[Collection entries]

————————

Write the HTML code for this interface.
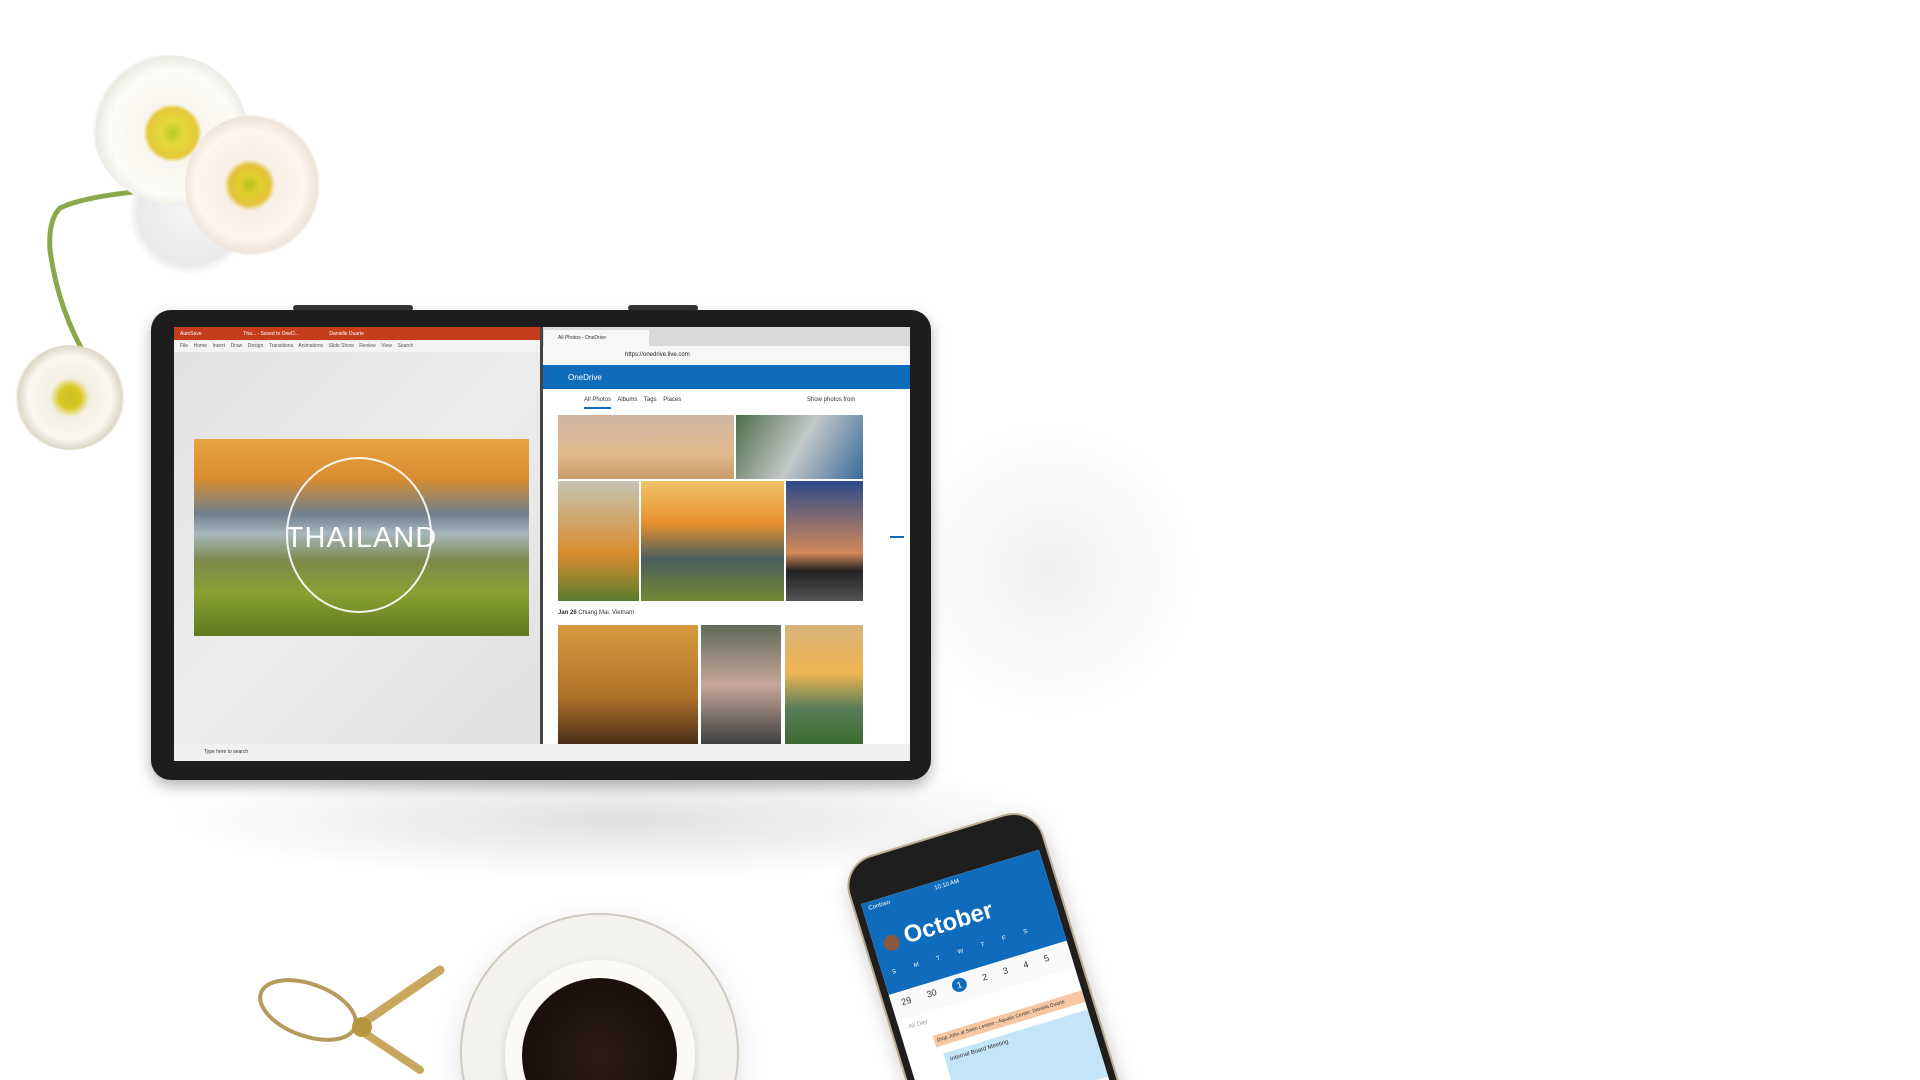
<!DOCTYPE html>
<html><head><meta charset="utf-8"><style>
*{margin:0;padding:0;box-sizing:border-box}
html,body{width:1920px;height:1080px;overflow:hidden}
body{background:#fff;font-family:"Liberation Sans",sans-serif}
#w{position:relative;width:1920px;height:1080px;overflow:hidden;background:#fff}
.a{position:absolute}
</style></head><body><div id="w">
<div class="a" style="left:170px;top:760px;width:900px;height:120px;border-radius:50%;background:radial-gradient(ellipse,rgba(0,0,0,.12),rgba(0,0,0,0) 70%)"></div>
<div class="a" style="left:900px;top:420px;width:300px;height:300px;border-radius:50%;background:radial-gradient(ellipse,rgba(0,0,0,.06),rgba(0,0,0,0) 70%)"></div>
<div class="a" style="left:130px;top:150px;width:120px;height:125px;border-radius:50%;background:radial-gradient(circle,#f6f6f6,#e9e9e9 60%,rgba(255,255,255,0) 72%)"></div>
<svg class="a" style="left:0;top:0" width="400" height="460"><path d="M133 192 Q80 198 60 208 Q48 220 50 250 Q58 310 88 360" stroke="#8aa84a" stroke-width="5" fill="none"/></svg>
<div class="a" style="left:92px;top:55px;width:155px;height:150px;border-radius:48% 52% 45% 55%;background:radial-gradient(circle at 52% 52%,#b8c820 0,#e2d83a 10%,#e6c83a 22%,#f7f5ec 26%,#fdfcf8 55%,#ecebe4 68%,rgba(255,255,255,0) 72%)"></div>
<div class="a" style="left:185px;top:115px;width:135px;height:140px;border-radius:50%;background:radial-gradient(circle at 48% 50%,#b8c020 0,#dfcf2a 10%,#e4c23a 20%,#f8efe6 26%,#fcf6f0 55%,#eee4da 68%,rgba(255,255,255,0) 72%)"></div>
<div class="a" style="left:15px;top:345px;width:110px;height:105px;border-radius:50%;background:radial-gradient(circle,#c8c028 0,#d8c820 14%,#f3efe2 26%,#f9f7f0 55%,#ddd8c8 68%,rgba(255,255,255,0) 72%)"></div>
<div class="a" style="left:293px;top:305px;width:120px;height:6px;background:#333;border-radius:3px"></div>
<div class="a" style="left:628px;top:305px;width:70px;height:6px;background:#333;border-radius:3px"></div>
<div class="a" style="left:151px;top:310px;width:780px;height:470px;border-radius:20px;background:#1d1d1f;box-shadow:0 6px 14px rgba(0,0,0,.3)"></div>
<div class="a" style="left:174px;top:327px;width:736px;height:434px;background:#e6e6e6;overflow:hidden;font-size:5px">
  <div class="a" style="left:0;top:0;width:366px;height:13px;background:#c43e1c;color:#fff;padding:4px 6px;white-space:nowrap">AutoSave &nbsp;&nbsp;&nbsp;&nbsp;&nbsp;&nbsp;&nbsp;&nbsp;&nbsp;&nbsp;&nbsp;&nbsp;&nbsp;&nbsp;&nbsp;&nbsp;&nbsp;&nbsp;&nbsp;&nbsp;&nbsp;&nbsp;&nbsp;&nbsp;&nbsp;&nbsp;&nbsp;&nbsp; Tha... - Saved to OneD... &nbsp;&nbsp;&nbsp;&nbsp;&nbsp;&nbsp;&nbsp;&nbsp;&nbsp;&nbsp;&nbsp;&nbsp;&nbsp;&nbsp;&nbsp;&nbsp;&nbsp;&nbsp;&nbsp;&nbsp; Danielle Duarte</div>
  <div class="a" style="left:0;top:13px;width:366px;height:12px;background:#f3f3f3;color:#555;padding:3px 6px;white-space:nowrap">File &nbsp;&nbsp; Home &nbsp;&nbsp; Insert &nbsp;&nbsp; Draw &nbsp;&nbsp; Design &nbsp;&nbsp; Transitions &nbsp;&nbsp; Animations &nbsp;&nbsp; Slide Show &nbsp;&nbsp; Review &nbsp;&nbsp; View &nbsp;&nbsp; Search</div>
  <div class="a" style="left:0;top:25px;width:366px;height:392px;background:linear-gradient(135deg,#e2e2e2,#ececec 50%,#e0e0e0)"></div>
  <div class="a" style="left:20px;top:112px;width:335px;height:197px;background:linear-gradient(180deg,#e7a343 0%,#d98d30 20%,#6f7f8e 38%,#a6b7bd 48%,#7d8a4a 62%,#8aa033 78%,#5f7a1e 100%)"></div>
  <div class="a" style="left:112px;top:130px;width:146px;height:156px;border:2px solid rgba(255,255,255,.9);border-radius:50%"></div>
  <div class="a" style="left:20px;top:195px;width:335px;text-align:center;color:#fff;font-size:29px;letter-spacing:1px">THAILAND</div>
  <div class="a" style="left:0;top:417px;width:736px;height:17px;background:#f0f0f0;color:#333;padding:5px 30px">Type here to search</div>
  <div class="a" style="left:366px;top:0;width:3px;height:417px;background:#444"></div>
  <div class="a" style="left:369px;top:0;width:367px;height:19px;background:#d9d9d9"></div>
  <div class="a" style="left:370px;top:3px;width:105px;height:16px;background:#f7f7f7;padding:5px 14px;color:#333">All Photos - OneDrive</div>
  <div class="a" style="left:369px;top:19px;width:367px;height:19px;background:#f7f7f7;font-size:6px;color:#222;padding:6px 82px">https://onedrive.live.com</div>
  <div class="a" style="left:369px;top:38px;width:367px;height:24px;background:#0f6cbd;color:#fff;font-size:8px;padding:8px 25px">OneDrive</div>
  <div class="a" style="left:369px;top:62px;width:367px;height:355px;background:#fff"></div>
  <div class="a" style="left:410px;top:70px;font-size:6px;color:#333;white-space:nowrap">All Photos &nbsp;&nbsp; Albums &nbsp;&nbsp; Tags &nbsp;&nbsp; Places</div>
  <div class="a" style="left:633px;top:70px;font-size:6px;color:#333">Show photos from</div>
  <div class="a" style="left:410px;top:80px;width:27px;height:2px;background:#0f6cbd"></div>
  <div class="a" style="left:384px;top:88px;width:176px;height:64px;background:linear-gradient(180deg,#cfb6a6,#e3b98b 60%,#c99c6a)"></div>
  <div class="a" style="left:562px;top:88px;width:127px;height:64px;background:linear-gradient(120deg,#4c6d48,#c3c8c8 50%,#3a6a9a)"></div>
  <div class="a" style="left:384px;top:154px;width:81px;height:120px;background:linear-gradient(180deg,#c5c4b3,#d98c2e 60%,#5b7d2e)"></div>
  <div class="a" style="left:467px;top:154px;width:143px;height:120px;background:linear-gradient(180deg,#f0c468,#e7902e 35%,#4a5e5e 65%,#718a33)"></div>
  <div class="a" style="left:612px;top:154px;width:77px;height:120px;background:linear-gradient(180deg,#2d4a8a,#d2885a 60%,#222 75%,#555)"></div>
  <div class="a" style="left:384px;top:283px;font-size:6px;color:#333"><b>Jan 26</b> Chiang Mai, Vietnam</div>
  <div class="a" style="left:384px;top:298px;width:140px;height:119px;background:linear-gradient(180deg,#d99b3e,#b0712a 60%,#4a3018)"></div>
  <div class="a" style="left:527px;top:298px;width:80px;height:119px;background:linear-gradient(180deg,#5f6a5a,#c7a69a 50%,#3d4040)"></div>
  <div class="a" style="left:611px;top:298px;width:78px;height:119px;background:linear-gradient(180deg,#d8b37a,#f0b652 40%,#5a7d5a 70%,#3b6b2e)"></div>
  <div class="a" style="left:716px;top:209px;width:14px;height:2px;background:#0f6cbd"></div>
</div>
<svg class="a" style="left:250px;top:960px" width="210" height="120"><ellipse cx="58" cy="50" rx="50" ry="26" transform="rotate(20 58 50)" stroke="#b59a5c" stroke-width="4" fill="none"/><path d="M110 65 L190 10" stroke="#c7a85e" stroke-width="9" stroke-linecap="round"/><path d="M110 70 L170 110" stroke="#c7a85e" stroke-width="8" stroke-linecap="round"/><circle cx="112" cy="67" r="10" fill="#b8963e"/></svg>
<div class="a" style="left:462px;top:915px;width:275px;height:275px;border-radius:50%;background:#f4f2ee;box-shadow:0 0 0 2px #cfc9bf,0 10px 30px rgba(0,0,0,.15)"></div>
<div class="a" style="left:505px;top:960px;width:190px;height:190px;border-radius:50%;background:#fbfaf7;box-shadow:0 4px 10px rgba(0,0,0,.15)"></div>
<div class="a" style="left:522px;top:978px;width:155px;height:155px;border-radius:50%;background:radial-gradient(circle,#2a1a14,#1c100c 70%,#4a3428)"></div>
<div class="a" style="left:842px;top:866px;width:200px;height:420px;transform-origin:0 0;transform:rotate(-17deg);background:#1e1e1e;border-radius:30px;padding:42px 7px 10px;box-shadow:0 0 0 2px #b9aa90,0 8px 20px rgba(0,0,0,.25)">
  <div style="width:100%;height:100%;background:#fff;overflow:hidden;position:relative;font-size:8px;color:#333">
    <div style="height:95px;background:#0f6cbd;color:#fff;position:relative">
      <div class="a" style="left:6px;top:4px;font-size:6px">Contoso</div>
      <div class="a" style="left:75px;top:4px;font-size:6px">10:10 AM</div>
      <div class="a" style="left:10px;top:38px;width:16px;height:16px;border-radius:50%;background:#8a5a40"></div>
      <div class="a" style="left:32px;top:30px;font-size:24px;font-weight:bold">October</div>
      <div class="a" style="left:10px;top:72px;font-size:6px;word-spacing:17px;white-space:nowrap">S M T W T F S</div>
    </div>
    <div style="padding:6px 10px;font-size:9px;word-spacing:14px;white-space:nowrap;height:28px;background:#fafafa">29 30 <span style="background:#0f6cbd;color:#fff;border-radius:50%;padding:2px 5px">1</span> 2 3 4 5</div>
    <div style="padding:6px 10px;font-size:6px;color:#999">All Day</div>
    <div style="margin:6px 0 0 30px;height:12px;background:#f6c7a2;font-size:5px;padding:3px;white-space:nowrap;overflow:hidden">Drop John at Swim Lesson - Aquatic Center; Daniela Duarte</div>
    <div style="margin:8px 0 0 35px;height:70px;background:#c4e4f8;font-size:6px;padding:5px">Internal Board Meeting</div>
    <div style="margin:8px 0 0 35px;height:45px;background:#cce8c8"></div>
  </div>
</div>
</div></body></html>
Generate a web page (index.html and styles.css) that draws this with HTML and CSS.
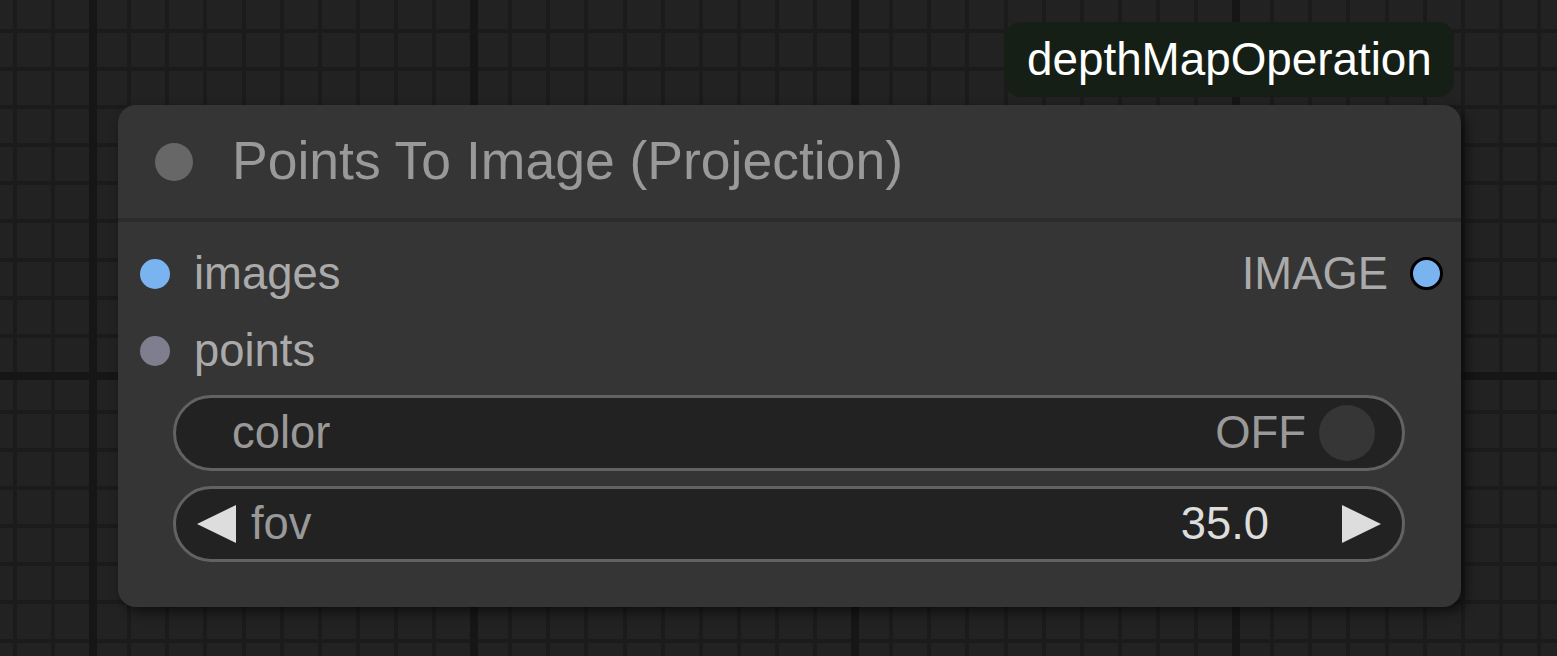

————————

■ Stated problem ■
Your task is to gather every line with the word "this" and copy it.

■ Solution to the problem ■
Write the HTML code for this interface.
Generate a web page (index.html and styles.css) that draws this with HTML and CSS.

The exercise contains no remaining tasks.